The Kavanaugh Hearing Leaves Lingering Questions Over Representations Made To The Committee By Counsel

September 20, 2018 by Jonathan Turley



Yesterday’s Kavanaugh hearing left many questions on both sides, including the ultimate question of the alleged attempted rape of Dr. Christine Blasey Ford.  However, for lawyers, one exchange sticks out from a professional standpoint.  Ford was questioned why she delayed the hearing due to her alleged fear of flying and, more importantly, why she did not simply meet with committee staff in California.  Ford admitted that, while she does not like to fly, she does in fact routinely fly around the world, including frequent trips to nearby Delaware.  The most striking statement however was the suggestion that she was never told by counsel that she did not have to fly to Washington and the Committee was ready to fly to her — a prospect that she said she would have welcomed.  That left a lingering question of whether her counsel did not tell her of a material offer or whether she misrepresented the reason for her delay in speaking to the Committee.

Senate Judiciary Committee Chair Chuck Grassley (R-Iowa) challenged Ford when she said

“I was hoping that they come to me. But, then, I realized that that was an unrealistic request. . . . So, that was certainly what I was hoping – was to avoid having to get on an airplane – but, I eventually was able to get up the gumption, with the help of some friends, and get on the plane.”

Chairman Grassley immediately raised the conflict with what the Committee had been told by her counsel on her behalf:

“Dr. Ford, I want to correct the record, but it’s not something that I’m saying that you stated wrongly, because you may not know the fact that, when you said that you did not think that it was possible for us to go to California as a committee, or investigators to go to California to talk to you – we did, in fact, offer that to you. And, we had the capability of doing it, and we would have done it, anywhere or any time.”

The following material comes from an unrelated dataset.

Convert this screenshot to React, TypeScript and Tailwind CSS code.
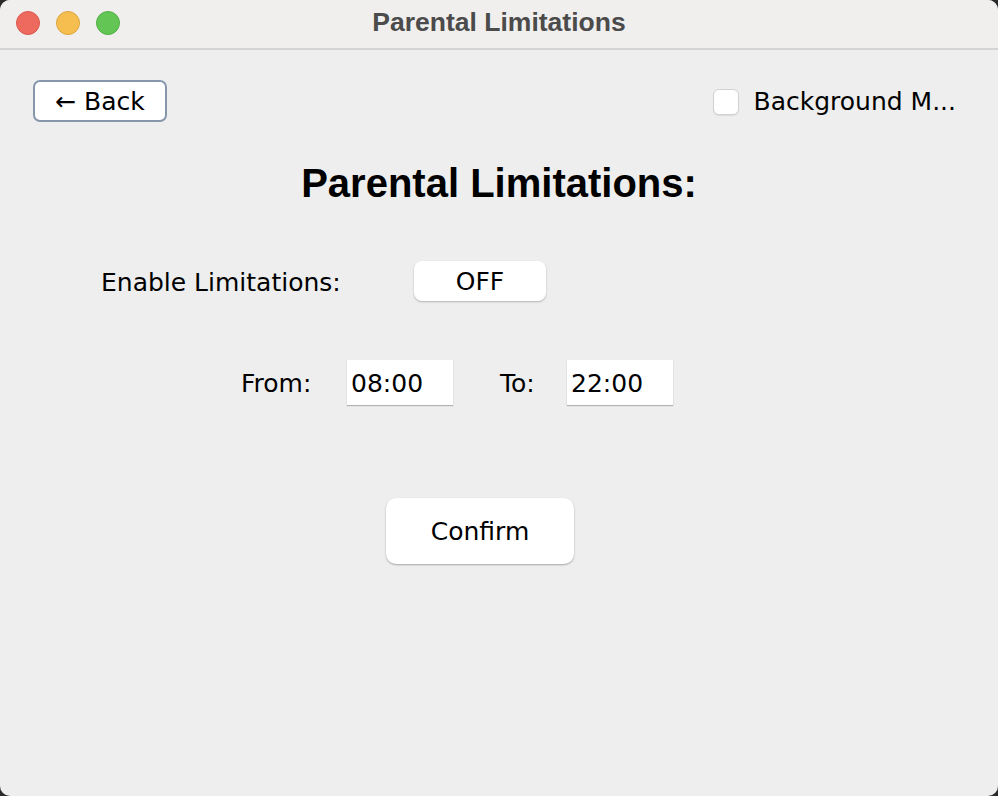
import { useState } from "react";

export default function App() {
  const [enabled, setEnabled] = useState(false);
  const [from, setFrom] = useState("08:00");
  const [to, setTo] = useState("22:00");
  const [bgMode, setBgMode] = useState(false);

  const ui = { fontFamily: '"DejaVu Sans", "Liberation Sans", sans-serif' };
  const arial = { fontFamily: '"Liberation Sans", Arial, sans-serif' };

  return (
    <div className="w-[998px] h-[796px] bg-[#2b2b2b]">
      <div className="w-full h-full rounded-[10px] overflow-hidden bg-[#eeeeee] flex flex-col" style={ui}>
        {/* TITLE BAR */}
        <div className="relative h-[50px] bg-[#f0efee] border-b-2 border-[#d4d4d4] flex items-center justify-center pb-[4px] shrink-0">
          <div className="absolute left-[16px] top-[11px] flex gap-[16px]">
            <span className="w-[24px] h-[24px] rounded-full bg-[#ee6a5f] border border-[#d9574d]" />
            <span className="w-[24px] h-[24px] rounded-full bg-[#f5be4f] border border-[#dca53c]" />
            <span className="w-[24px] h-[24px] rounded-full bg-[#62c554] border border-[#52ae45]" />
          </div>
          <span className="text-[#4b4b4b] text-[26.5px] font-bold leading-none" style={arial}>
            Parental Limitations
          </span>
        </div>

        {/* TOP ROW */}
        <div className="flex items-start justify-between pl-[33px] pr-[42px] pt-[30px] h-[72px] shrink-0">
          <button className="w-[134px] h-[42px] rounded-[7px] border-2 border-[#8797ab] bg-white text-[25px] leading-none text-black flex items-center justify-center">
            ← Back
          </button>
          <label className="flex items-center gap-[14px] mt-[9px] text-[25px] leading-[26px] text-black">
            <span
              onClick={() => setBgMode(!bgMode)}
              className="w-[26px] h-[26px] rounded-[6px] bg-white border border-[#d2d2d2] shadow-[0_1px_1px_rgba(0,0,0,0.08)]"
            />
            Background M...
          </label>
        </div>

        {/* HEADING */}
        <h1 className="text-center text-[40px] font-bold text-black mt-[41px] leading-[40px]" style={arial}>
          Parental Limitations:
        </h1>

        {/* ENABLE */}
        <div className="flex items-center mt-[58px] pl-[101px] h-[40px]">
          <span className="text-[25px] leading-none text-black w-[313px] pt-[3px]">Enable Limitations:</span>
          <button
            onClick={() => setEnabled(!enabled)}
            className="w-[132px] h-[40px] rounded-[8px] bg-white text-[25px] leading-none text-black shadow-[0_1px_2px_rgba(0,0,0,0.25)]"
          >
            {enabled ? "ON" : "OFF"}
          </button>
        </div>

        {/* TIME RANGE */}
        <div className="flex items-center mt-[59px] pl-[241px] h-[45px] text-[25px] leading-none text-black">
          <span className="w-[106px] pt-[2px]">From:</span>
          <input
            value={from}
            onChange={(e) => setFrom(e.target.value)}
            className="w-[106px] h-[45px] bg-white px-[4px] pt-[2px] outline-none shadow-[0_1px_1px_rgba(0,0,0,0.25)]"
          />
          <span className="ml-[47px] w-[67px] pt-[2px]">To:</span>
          <input
            value={to}
            onChange={(e) => setTo(e.target.value)}
            className="w-[106px] h-[45px] bg-white px-[4px] pt-[2px] outline-none shadow-[0_1px_1px_rgba(0,0,0,0.25)]"
          />
        </div>

        {/* ACTION */}
        <div className="flex justify-center mt-[93px] pr-[38px]">
          <button className="w-[188px] h-[66px] rounded-[10px] bg-white text-[25px] leading-none text-black shadow-[0_1px_2px_rgba(0,0,0,0.3)]">
            Confirm
          </button>
        </div>
      </div>
    </div>
  );
}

That offer was made on Sept. 21st and it was sent to Ford’s lawyers.

That offer was widely reported in the national media so it was curious why Ford was unaware of the offer, but it was in direct conflict with what the Committee understood from her counsel.  However, there was an objection from counsel when she asked whether it “was communicated to you by your counsel or someone else that the committee had asked to interview you, and that they offered to come out to California to do so?”

Ford responded

“Can I say something to you? Do you mind if I say something to you directly? I just appreciate that you did offer that. I wasn’t clear on what the offer was. If you were going to come out to see me, I would have happily hosted you and been happy to speak with you out there. I just did not — it was not clear to me that that was the case.”

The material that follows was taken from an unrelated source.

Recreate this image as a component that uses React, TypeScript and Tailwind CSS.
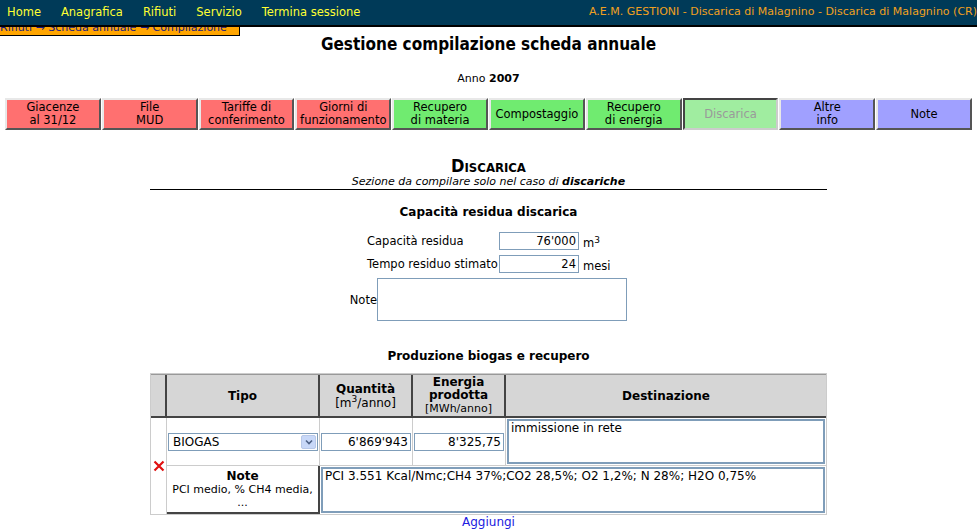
import React from "react";

const tabs = [
  { label: ["Giacenze", "al 31/12"], color: "red" },
  { label: ["File", "MUD"], color: "red" },
  { label: ["Tariffe di", "conferimento"], color: "red" },
  { label: ["Giorni di", "funzionamento"], color: "red" },
  { label: ["Recupero", "di materia"], color: "green" },
  { label: ["Compostaggio"], color: "green" },
  { label: ["Recupero", "di energia"], color: "green" },
  { label: ["Discarica"], color: "off" },
  { label: ["Altre", "info"], color: "blue" },
  { label: ["Note"], color: "blue" },
];

const tabClass: Record<string, string> = {
  red: "bg-[#ff7070] text-black border-2 border-t-[#e8e8e8] border-l-[#e8e8e8] border-r-[#555] border-b-[#555]",
  green: "bg-[#70eb70] text-black border-2 border-t-[#e8e8e8] border-l-[#e8e8e8] border-r-[#555] border-b-[#555]",
  off: "bg-[#a0eda0] text-[#9a9a9a] border-2 border-t-[#444] border-l-[#444] border-r-[#ccc] border-b-[#ccc]",
  blue: "bg-[#a0a0ff] text-black border-2 border-t-[#e8e8e8] border-l-[#e8e8e8] border-r-[#555] border-b-[#555]",
};

const menu = ["Home", "Anagrafica", "Rifiuti", "Servizio", "Termina sessione"];

export default function App() {
  return (
    <div className="relative w-[977px] h-[529px] overflow-hidden bg-white text-black font-['DejaVu_Sans',Verdana,sans-serif]">
      {/* top bar */}
      <div className="relative z-10 flex h-[27px] items-center justify-between border-b-2 border-black bg-[#003a58] pl-[7px]">
        <div className="flex gap-[20px] whitespace-nowrap text-[11.5px] text-[#ffff33]">
          {menu.map((m) => (
            <span key={m}>{m}</span>
          ))}
        </div>
        <div className="whitespace-nowrap pl-4 text-[11px] text-[#f0a020]">
          A.E.M. GESTIONI - Discarica di Malagnino - Discarica di Malagnino (CR)
        </div>
      </div>
      {/* breadcrumb, mostly hidden under the bar */}
      <div className="absolute left-0 top-[24px] h-[12px] w-[240px] overflow-hidden border-b border-r border-black bg-[#ffa500]">
        <div className="-mt-[4px] whitespace-nowrap text-[11px] text-[#1a1a80]">
          Rifiuti → Scheda annuale → Compilazione
        </div>
      </div>

      <div className="px-[5px]">
        <h1 className="mt-[6px] text-center text-[17px] font-bold leading-[22px] font-['DejaVu_Sans_Condensed',Tahoma,sans-serif]">
          Gestione compilazione scheda annuale
        </h1>
        <div className="mt-[17px] text-center text-[11px] leading-[14px]">
          Anno <b>2007</b>
        </div>

        <div className="mt-[12px] grid grid-cols-10 gap-px">
          {tabs.map((t) => (
            <div
              key={t.label.join()}
              className={`flex h-[32px] flex-col items-center justify-center text-[11.5px] leading-[13px] ${tabClass[t.color]}`}
            >
              {t.label.map((l) => (
                <span key={l}>{l}</span>
              ))}
            </div>
          ))}
        </div>

        <div className="mx-auto mt-[26px] w-[677px]">
          <div className="text-center text-[18px] font-bold leading-[20px] [font-variant:small-caps] font-['DejaVu_Sans_Condensed',Tahoma,sans-serif]">
            Discarica
          </div>
          <div className="border-b border-black pb-px text-center text-[11px] italic leading-[12px]">
            Sezione da compilare solo nel caso di <b>discariche</b>
          </div>

          <div className="mt-[15px] text-center text-[12px] font-bold leading-[14px]">
            Capacità residua discarica
          </div>

          <div className="mt-[13px] ml-[198px] flex flex-col gap-[5px] whitespace-nowrap text-[11.5px] leading-[18px]">
            <div className="flex h-[18px] items-center">
              <span className="w-[151px] pl-[19px]">Capacità residua</span>
              <div className="flex h-[18px] w-[80px] items-center justify-end border border-[#7f9db9] px-[2px]">76'000</div>
              <span className="ml-[4px] mt-[4px]">
                m<sup className="text-[9px]">3</sup>
              </span>
            </div>
            <div className="flex h-[18px] items-center">
              <span className="w-[151px] pl-[19px]">Tempo residuo stimato</span>
              <div className="flex h-[18px] w-[80px] items-center justify-end border border-[#7f9db9] px-[2px]">24</div>
              <span className="ml-[4px] mt-[4px]">mesi</span>
            </div>
            <div className="flex items-center">
              <span className="w-[29px] text-right">Note</span>
              <div className="h-[43px] w-[250px] border border-[#7f9db9]" />
            </div>
          </div>

          <div className="mt-[28px] text-center text-[12px] font-bold leading-[14px]">
            Produzione biogas e recupero
          </div>

          <div className="mt-[10px] border border-[#ccc] text-[12px]">
            <div className="grid grid-cols-[16px_153px_93px_93px_1fr] bg-[#d6d6d6] border-t border-[#999] text-center">
              <div className="h-[43px] border-r-2 border-b-2 border-[#444] bg-[#d6d6d6]" />
              <div className="flex items-center justify-center border-r-2 border-b-2 border-[#444] font-bold">Tipo</div>
              <div className="flex flex-col items-center justify-center border-r-2 border-b-2 border-[#444] leading-[14px]">
                <b>Quantità</b>
                <span>
                  [m<sup className="text-[9px]">3</sup>/anno]
                </span>
              </div>
              <div className="flex flex-col items-center justify-center border-r-2 border-b-2 border-[#444] leading-[13px]">
                <b>Energia</b>
                <b>prodotta</b>
                <span className="text-[11px]">[MWh/anno]</span>
              </div>
              <div className="flex items-center justify-center border-b-2 border-[#444] font-bold">Destinazione</div>
            </div>

            <div className="grid grid-cols-[16px_153px_93px_93px_1fr] grid-rows-[48px_48px]">
              <div className="row-span-2 flex items-center justify-center border-r border-[#ccc]">
                <svg width="12" height="12" viewBox="0 0 12 12">
                  <path d="M1.5 1.5 L10.5 10.5 M10.5 1.5 L1.5 10.5" stroke="#e01010" strokeWidth="2.2" />
                </svg>
              </div>
              <div className="flex items-center border-r border-b border-[#ccc] px-[1px]">
                <div className="flex h-[18px] w-full items-center justify-between border border-[#7f9db9] pl-[4px] pr-[1px]">
                  <span>BIOGAS</span>
                  <span className="flex h-[14px] w-[15px] items-center justify-center rounded-[2px] border border-[#b8c8e8] bg-[#c8d8f8]">
                    <svg width="8" height="6" viewBox="0 0 8 6">
                      <path d="M1 1.5 L4 4.5 L7 1.5" stroke="#4d6185" strokeWidth="1.6" fill="none" />
                    </svg>
                  </span>
                </div>
              </div>
              <div className="flex items-center border-r border-b border-[#ccc] px-[1px]">
                <div className="flex h-[18px] w-full items-center justify-end border border-[#7f9db9] px-[2px]">6'869'943</div>
              </div>
              <div className="flex items-center border-r border-b border-[#ccc] px-[1px]">
                <div className="flex h-[18px] w-full items-center justify-end border border-[#7f9db9] px-[2px]">8'325,75</div>
              </div>
              <div className="border-b border-[#ccc] p-[1px]">
                <div className="h-full border-2 border-[#7f9db9] px-[2px] leading-[15px]">immissione in rete</div>
              </div>

              <div className="flex flex-col items-center justify-center border-r-2 border-b-2 border-[#444] leading-[13px]">
                <b className="text-[12px]">Note</b>
                <span className="text-[11px]">PCI medio, % CH4 media,</span>
                <span className="text-[11px]">...</span>
              </div>
              <div className="col-span-3 p-[1px]">
                <div className="h-full border-2 border-[#7f9db9] px-[2px] leading-[15px]">
                  PCI 3.551 Kcal/Nmc;CH4 37%;CO2 28,5%; O2 1,2%; N 28%; H2O 0,75%
                </div>
              </div>
            </div>
          </div>

          <div className="text-center text-[12px] leading-[14px] text-[#2020e0]">Aggiungi</div>
        </div>
      </div>
    </div>
  );
}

It was not explained how an offer to fly to her in California was not “clear.”  Counsel was required to convey and explain such material offers to Ford in order to represent her position in good faith.  The D.C. bar rules state:

Rules of Professional Conduct: Rule 1.4–Communication

   (a) A lawyer shall keep a client reasonably informed about the status of a matter and promptly comply with reasonable requests for information.
(b) A lawyer shall explain a matter to the extent reasonably necessary to permit the client to make informed decisions regarding the representation.
(c) A lawyer who receives an offer of settlement in a civil case or proffered plea bargain in a criminal case shall inform the client promptly of the substance of the communication.

That rule puts counsel in a difficult place. Michael Bromwich, Debra Katz and Lisa Banks indicated that they are working pro bono but blocked queries as to whether the offer of the Committee was clearly conveyed to their client.  That objection was made despite their effectively telling the Committee that their client would not accept the offer.  The situation is particularly precarious for counsel after Ford admitted that she was given the pro bono counsel at the suggestion and referral of Dianne Feinstein.  That can create concerns over the representational lines, though Katz is a respected litigator and has always fought vigorously for her clients in this area.

The most likely scenario is that Ford was told. Certainly a case can be made for her counsel that she watched coverage making the offer clear, even if she did not get clarity from counsel.  This conflict would ordinarily trigger probing questions over the basis of past representations. However, there was a clear decision not to press Ford on such conflicts due to the bad optics even when using a female prosecutor as a buffer between the witness and the all-male GOP senators.